Il contenzioso ancora irrisolto
Nel 2023 si attende anche la risoluzione nei confronti della richiesta di registrazione tra le menzioni tradizionali del Prosek croato, un vino dolce da dessert tradizionalmente proveniente dalla zona meridionale della Dalmazia. A suo tempo, la quale l’Italia ha fatto ricorso con opposizioni presentate dall’Italia.
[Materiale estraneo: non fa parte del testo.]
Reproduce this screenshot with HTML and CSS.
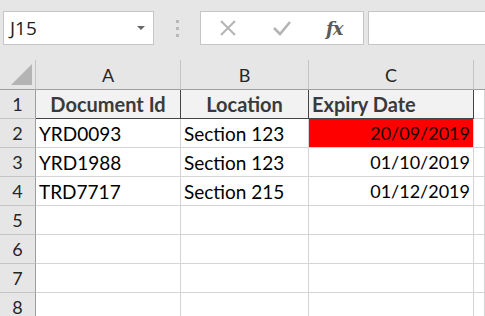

Anche Coldiretti ha appoggiato il ricorso.
“È del tutto improprio assimilare l’eccessivo consumo di superalcolici tipico dei Paesi nordici al consumo moderato e consapevole di prodotti di qualità ed a più bassa gradazione come la birra e il vino che in Italia è diventato l’emblema di uno stile di vita lento, attento all’equilibrio psico-fisico che aiuta a stare bene con se stessi, da contrapporre all’assunzione sregolata di alcol” afferma il presidente della Coldiretti Ettore Prandini nel sottolineare che “il giusto impegno dell’Unione per tutelare la salute dei cittadini secondo la Coldiretti non può tradursi in decisioni semplicistiche che rischiano di criminalizzare ingiustamente singoli prodotti indipendentemente dalle quantità consumate”.
Per l’Italia si tratta di difendere un settore del Made in Italy che fattura complessivamente 14 miliardi di euro e offre opportunità di lavoro a1,3 milioni nei più diversi ambiti, grazie ad una produzione – sottolinea la Coldiretti – destinata per circa il 70% a Docg, Doc e Igt con 332 vini a denominazione di origine controllata (Doc), 76 vini a denominazione di origine controllata e garantita (Docg), e 118 vini a indicazione geografica tipica (Igt) riconosciuti in Italia e il restante 30% per i vini da tavola. Il consumo pro capite in Italia si attesta – conclude la Coldiretti – sui 33 litri all’anno con una sempre maggiore attenzione alla qualità, alla storia del vino, ai legami con i territori che spingono italiani e stranieri anche alla scoperta di cantine e aziende.